Oskar Syahbana wrote:
>
> Wah kalau model business-nya hanya didasarkan pada bursa efek, bisa - bisa
> terjadi lagi donk bubble burst versi 2 (lanjutan dari dotcom crash?). Saya
> sedang berargumen dengan seseorang VC dan dia beranggapan kalau bubble burst
> 2.0 adalah sesuatu yang mustahil (setidaknya dalam waktu dekat).
>
> Saya berargumen, bahwa kebanyakan web 2.0 itu basis duitnya dari iklan.
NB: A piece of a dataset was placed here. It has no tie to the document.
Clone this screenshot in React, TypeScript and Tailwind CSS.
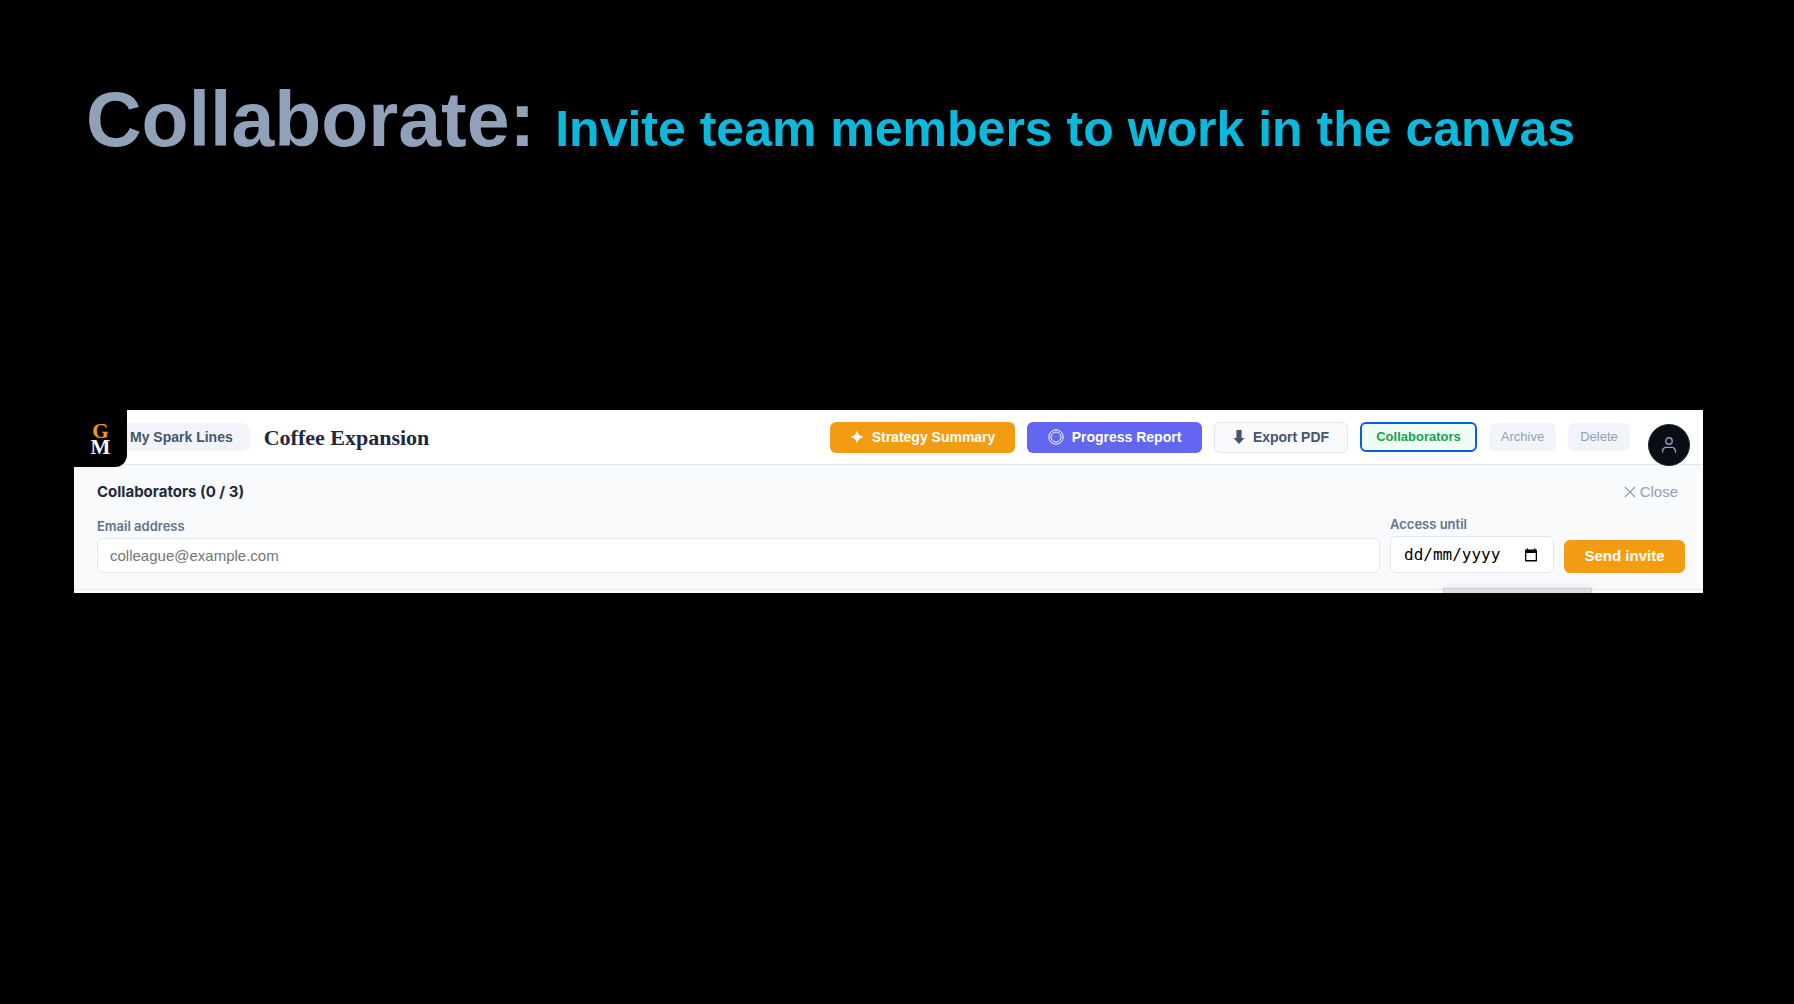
function Sparkle() {
  return (
    <svg viewBox="0 0 14 14" className="size-[14px]" fill="currentColor" aria-hidden="true">
      <path d="M7 0.3C8 4.4 9.6 6 13.6 7C9.6 8 8 9.6 7 13.7C6 9.6 4.4 8 0.4 7C4.4 6 6 4.4 7 0.3Z" />
    </svg>
  );
}

function Rings() {
  return (
    <svg viewBox="0 0 16 16" className="size-4" fill="none" stroke="currentColor" aria-hidden="true">
      <circle cx="8" cy="8" r="7.2" />
      <circle cx="8" cy="8" r="5" />
    </svg>
  );
}

function DownArrow() {
  return (
    <svg viewBox="0 0 12 14" className="h-[14px] w-3" fill="currentColor" aria-hidden="true">
      <path d="M3.4 0H8.6V8H11.6L6 14L0.4 8H3.4Z" />
    </svg>
  );
}

function Person() {
  return (
    <svg viewBox="0 0 16 16" className="size-4" fill="none" stroke="currentColor" strokeWidth="1.4" strokeLinecap="round" aria-hidden="true">
      <circle cx="8" cy="4" r="3.2" />
      <path d="M1.6 15V13.8A3.4 3.4 0 0 1 5 10.4H11A3.4 3.4 0 0 1 14.4 13.8V15" />
    </svg>
  );
}

function Calendar() {
  return (
    <svg viewBox="0 0 14 14" className="size-[14px]" aria-hidden="true">
      <path
        fill="currentColor"
        fillRule="evenodd"
        d="M2.6 0.4H4V1.6H10V0.4H11.4V1.6H12C12.6 1.6 13 2 13 2.6V12.4C13 13 12.6 13.4 12 13.4H2C1.4 13.4 1 13 1 12.4V2.6C1 2 1.4 1.6 2 1.6H2.6ZM2.3 5V12.1H11.7V5Z"
      />
    </svg>
  );
}

export default function App() {
  return (
    <main className="min-h-screen bg-black pt-[75px] pr-[91px] pl-[74px] font-['Liberation_Sans',Arial,sans-serif]">
      <h1 className="ml-3 flex h-[88px] items-baseline gap-5 leading-[88px] font-bold whitespace-nowrap">
        <span className="text-[77px] text-slate-400">Collaborate:</span>
        <span className="text-[50px] text-[#0cb8dc]">Invite team members to work in the canvas</span>
      </h1>

      <section className="relative mt-[247px] overflow-hidden bg-white">
        <header className="flex h-[55px] items-center border-b border-slate-200 pr-[73px]">
          <a
            href="#home"
            aria-label="GM home"
            className="z-10 -mb-[2px] flex h-[57px] w-[53px] shrink-0 flex-col items-center justify-center self-start rounded-br-xl bg-black pt-px font-['Liberation_Serif',serif] text-[21px] leading-4 font-bold"
          >
            <span className="text-[#f59e0b]">G</span>
            <span className="text-white">M</span>
          </a>
          <button className="-ml-1 h-7 rounded-r-lg bg-slate-100 pr-[17px] pl-[7px] text-sm font-bold whitespace-nowrap text-slate-600">
            My Spark Lines
          </button>
          <h2 className="ml-[14px] font-['Liberation_Serif',serif] text-[22px] font-bold whitespace-nowrap text-slate-800">
            Coffee Expansion
          </h2>
          <div className="ml-auto flex items-center gap-3 text-sm font-bold whitespace-nowrap">
            <button className="flex h-[31px] w-[185px] items-center justify-center gap-2 rounded-md bg-[#f39c12] text-white">
              <Sparkle />
              Strategy Summary
            </button>
            <button className="flex h-[31px] w-[175px] items-center justify-center gap-2 rounded-md bg-[#6366f1] text-white">
              <Rings />
              Progress Report
            </button>
            <button className="flex h-[31px] w-[134px] items-center justify-center gap-2 rounded-md border border-slate-200 bg-slate-50 text-slate-600">
              <DownArrow />
              Export PDF
            </button>
            <button className="h-[30px] w-[117px] rounded-md border-2 border-[#0b5ed7] bg-[#f0fdf4] text-[13px] text-[#16a34a]">
              Collaborators
            </button>
            <button className="h-7 w-[67px] rounded-md bg-slate-100 text-[13px] font-normal text-slate-400">Archive</button>
            <button className="h-7 w-[62px] rounded-md bg-slate-100 text-[13px] font-normal text-slate-400">Delete</button>
          </div>
        </header>

        <button
          aria-label="Account"
          className="absolute top-[14px] right-[13px] flex size-[42px] items-center justify-center rounded-full border border-slate-800 bg-[#0a0d14] text-slate-400"
        >
          <Person />
        </button>

        <div className="border-b border-slate-200 bg-slate-50 pt-[17px] pr-[18px] pb-4 pl-[23px]">
          <div className="flex h-5 items-center justify-between pr-[7px]">
            <h3 className="font-['Inter',sans-serif] text-[15px] leading-5 font-bold text-slate-800">Collaborators (0 / 3)</h3>
            <button className="flex items-center gap-1 text-[15px] leading-5 text-slate-400">
              <svg viewBox="0 0 12 12" className="size-3" fill="none" stroke="currentColor" strokeWidth="1.3" aria-hidden="true">
                <path d="M1 1L11 11M11 1L1 11" />
              </svg>
              Close
            </button>
          </div>
          <form className="mt-[14px] flex items-end gap-[10px]" onSubmit={(e) => e.preventDefault()}>
            <div className="flex flex-1 flex-col gap-1">
              <label htmlFor="email" className="font-['Inter',sans-serif] text-[13px] leading-4 font-semibold text-slate-500">
                Email address
              </label>
              <input
                id="email"
                type="email"
                placeholder="colleague@example.com"
                className="h-[35px] w-full rounded-md border border-slate-200 bg-white px-3 text-[15px] placeholder:text-[#757575]"
              />
            </div>
            <div className="flex w-[164px] flex-col gap-1">
              <label htmlFor="until" className="font-['Inter',sans-serif] text-[13px] leading-4 font-semibold text-slate-500">
                Access until
              </label>
              <div className="flex h-[37px] items-center rounded-md border border-slate-200 bg-white pr-[15px] pl-[13px]">
                <input
                  id="until"
                  type="text"
                  placeholder="dd/mm/yyyy"
                  className="w-full min-w-0 flex-1 bg-transparent font-['DejaVu_Sans_Mono',monospace] text-base leading-5 placeholder:text-black"
                />
                <button type="button" aria-label="Open calendar" className="text-black">
                  <Calendar />
                </button>
              </div>
            </div>
            <button type="submit" className="h-[33px] w-[121px] rounded-md bg-[#f39c12] text-[15px] font-bold text-white">
              Send invite
            </button>
          </form>
        </div>
        <div className="h-[3px] bg-white" />
        <div className="absolute right-[111px] bottom-0 h-[5px] w-[149px] border border-b-0 border-[#c9ccd3] bg-[#dcdee3] shadow-[0_0_8px_rgba(0,0,0,0.15)]" />
      </section>
    </main>
  );
}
Hm,
> ada yang bisa menemukan basis duit yang lain yang dipakai oleh perusahaan -
> perusahaan web 2.0?
>

Begini om, kebanyakan dari mereka maunya hit the jackpot yg antara
lain:

1. V.C. (1-2 thn)
2. Dibeli sama perusahaan lain (1-5 thn)
3. Stock Market (5-10 thn)

Untuk 1-2 tahun pertama sebetulnya business model dan revenue kurang
teralu dipikirin. Soalnya yg penting release product fast and often,
setelah itu pastikan banyak hits. Kalau itu sudah terjadi, telp pasti
berdering dengan proposal2 kerjasama atau pembelian ;)
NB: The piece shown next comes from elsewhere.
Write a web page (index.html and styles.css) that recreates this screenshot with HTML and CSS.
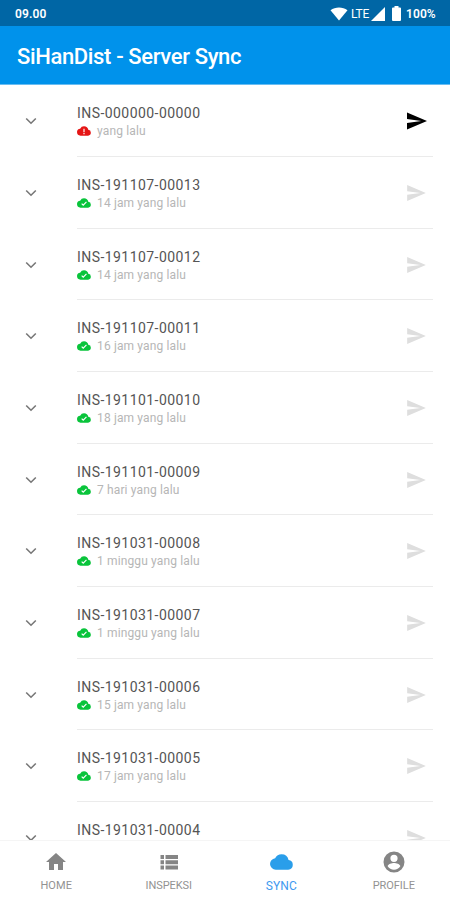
FILE: index.html
```
<!DOCTYPE html>
<html lang="id">
<head>
<meta charset="utf-8">
<title>SiHanDist - Server Sync</title>
<link rel="stylesheet" href="styles.css">
</head>
<body>
<svg class="defs" width="0" height="0">
<symbol id="chevron" viewBox="0 0 12 8"><path d="M1.200 1.500 6 6.200l4.800-4.700" fill="none" stroke="currentColor" stroke-width="1.600"/></symbol>
<symbol id="send" viewBox="2 3 21 18"><path d="M2.010 21 23 12 2.010 3 2 10l15 2-15 2z"/></symbol>
<symbol id="done" viewBox="0 4 24 16"><path d="M19.350 10.040A7.490 7.490 0 0 0 12 4a7.500 7.500 0 0 0-6.650 4.040A6 6 0 0 0 6 20h13a5 5 0 0 0 .35-9.960z"/><path d="m8 13 2.700 2.700 5.500-5.500" fill="none" stroke="#fff" stroke-width="2"/></symbol>
<symbol id="alert" viewBox="0 4 24 16"><path d="M19.350 10.040A7.490 7.490 0 0 0 12 4a7.500 7.500 0 0 0-6.650 4.040A6 6 0 0 0 6 20h13a5 5 0 0 0 .35-9.960z"/><path d="M12 8v6m0 1.500v2" fill="none" stroke="#fff" stroke-width="2"/></symbol>
</svg>
<div class="app">
<div class="status"><span class="time">09.00</span>
<svg class="wifi" viewBox="0 0 18 14"><path d="M9 13.500.5 3.200C5.300-.4 12.700-.4 17.500 3.200z"/></svg>
<span class="lte">LTE</span>
<svg class="signal" viewBox="0 0 14 14"><path d="M14 0v14H0z"/></svg>
<svg class="battery" viewBox="0 0 9 15"><path d="M2.500 0h4v1.500H8q1 0 1 1V14q0 1-1 1H1q-1 0-1-1V2.500q0-1 1-1h1.500z"/></svg>
<span class="percent">100%</span></div>
<header><h1>SiHanDist - Server Sync</h1></header>
<main id="list"></main>
<nav>
<div class="tab"><svg viewBox="0 0 24 24"><path d="M10 20v-6h4v6h5v-8h3L12 3 2 12h3v8z"/></svg><span class="home">HOME</span></div>
<div class="tab"><svg viewBox="0 0 24 24"><path d="M3.500 5h3.500v4H3.500zm5 0H21v4H8.500zM3.500 10.300h3.500v4H3.500zm5 0H21v4H8.500zM3.500 15.600h3.500v4H3.500zm5 0H21v4H8.500z"/></svg><span class="inspeksi">INSPEKSI</span></div>
<div class="tab active"><svg viewBox="0 0 24 24"><path d="M19.350 10.040A7.490 7.490 0 0 0 12 4a7.500 7.500 0 0 0-6.650 4.040A6 6 0 0 0 6 20h13a5 5 0 0 0 .35-9.960z"/></svg><span class="sync">SYNC</span></div>
<div class="tab"><svg viewBox="0 0 24 24"><path d="M12 1.500a10.500 10.500 0 1 0 0 21 10.500 10.500 0 0 0 0-21zm0 3.200a3.600 3.600 0 1 1 0 7.200 3.600 3.600 0 0 1 0-7.200zm0 15a7.500 7.500 0 0 1-6.300-3.400c0-2.100 4.200-3.300 6.300-3.300s6.300 1.200 6.300 3.300a7.500 7.500 0 0 1-6.300 3.400z"/></svg><span class="profile">PROFILE</span></div>
</nav>
</div>
<script src="script.js"></script>
</body>
</html>
```
FILE: styles.css
```
* { box-sizing: border-box; }
body { margin: 0; background: #fff; font-family: Roboto, "Liberation Sans", sans-serif; }
svg { display: block; fill: currentColor; flex: none; }
.defs { position: absolute; }
.app { width: 450px; height: 900px; display: flex; flex-direction: column; overflow: hidden; }
.status { height: 26px; flex: none; background: #0066a5; color: #fff; display: flex; align-items: center; padding: 1px 14px 0 15px; font-size: 12px; font-weight: 600; }
.time { margin-right: auto; letter-spacing: .1px; }
.wifi { width: 18px; height: 14px; }
.lte { margin-left: 3px; font-size: 12px; font-weight: 400; letter-spacing: -.3px; width: 19px; }
.signal { width: 14px; height: 14px; margin-left: 1px; }
.battery { width: 9px; height: 15px; margin: 0 5px 0 7px; }
.percent { width: 30px; letter-spacing: .1px; white-space: nowrap; }
header { height: 59.3px; flex: none; background: #0092eb; color: #fff; display: flex; align-items: center; padding: 4px 17px 0; border-bottom: 1px solid #69bdf2; }
h1 { margin: 0; font-size: 22px; line-height: 28px; font-weight: 500; letter-spacing: -.36px; }
main { flex: 1; min-height: 0; overflow: hidden; }
.row { height: 71.67px; display: flex; padding-right: 17px; }
.toggle { width: 77px; padding: 32px 0 0 25px; color: #777; }
.toggle svg { width: 12px; height: 8px; }
.content { flex: 1; display: flex; justify-content: space-between; border-bottom: 1px solid #ebebeb; }
.code { padding-top: 19px; font-size: 14px; line-height: 18px; font-weight: 400; letter-spacing: .44px; color: #555; white-space: nowrap; }
.meta { display: flex; align-items: center; gap: 6px; height: 18px; font-size: 12px; line-height: 18px; font-weight: 400; letter-spacing: .14px; color: #b6b6b6; }
.meta svg { width: 14px; height: 10px; color: #09c43b; }
.meta .failed { color: #e51616; }
.send { width: 19px; height: 16px; margin: 28px 7px 0 0; color: #dedede; }
.send.ready { width: 20px; height: 18px; margin: 27px 6px 0 0; color: #000; }
nav { height: 60px; flex: none; display: flex; background: #fff; border-top: 1px solid #f5f5f5; }
.tab { flex: 1; display: flex; flex-direction: column; align-items: center; padding-top: 9px; color: #858585; }
.tab svg { width: 24px; height: 24px; }
.tab span { margin-top: 5px; font-size: 11px; line-height: 14px; color: #929292; letter-spacing: .1px; }
.tab .inspeksi { letter-spacing: -.05px; }
.tab .profile { letter-spacing: -.05px; }
.tab.active svg { color: #2a9eea; width: 23px; }
.tab.active span { color: #3e9af0; font-size: 12px; }
```
FILE: script.js
```
const records = [
  ["INS-000000-00000", "yang lalu"],
  ["INS-191107-00013", "14 jam yang lalu"],
  ["INS-191107-00012", "14 jam yang lalu"],
  ["INS-191107-00011", "16 jam yang lalu"],
  ["INS-191101-00010", "18 jam yang lalu"],
  ["INS-191101-00009", "7 hari yang lalu"],
  ["INS-191031-00008", "1 minggu yang lalu"],
  ["INS-191031-00007", "1 minggu yang lalu"],
  ["INS-191031-00006", "15 jam yang lalu"],
  ["INS-191031-00005", "17 jam yang lalu"],
  ["INS-191031-00004", ""]
];
document.getElementById("list").innerHTML = records.map(([code, age], i) => `
<div class="row"><div class="toggle"><svg><use href="#chevron"/></svg></div>
<div class="content"><div class="code">${code}<div class="meta"><svg class="${i ? "" : "failed"}"><use href="#${i ? "done" : "alert"}"/></svg><span>${age}</span></div></div>
<svg class="send ${i ? "" : "ready"}"><use href="#send"/></svg></div></div>`).join("");
```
Iklim seperti itu (terutama V.C.) yg ngak ada di Indonesia jadi
innovator2 juga agak males dan ragu untuk ngerjaiin sesuatu yg besar
karena ngebuat dapur untuk ngebul aja agak2 susah untuk dibuat
konsisten.

Ngomong2 ttg inovasi yg agak2 susah untuk direalisasikan di Indonesia,
mendingan berpikir untuk ngembangin bisnis BPO (Business Process
Outsource). Modal dana ngak teralu banyak dituntut diawal dan agak2
stabil kedepannya. Awalnya cuman modal proposal, marketing/bluffing dan
reputasi tapi pastikan anda tahu persis business proses yg akan diambil
tsb.

Pertanyaanya kenapa orang India bisa lebih maju dari kaum lainnya?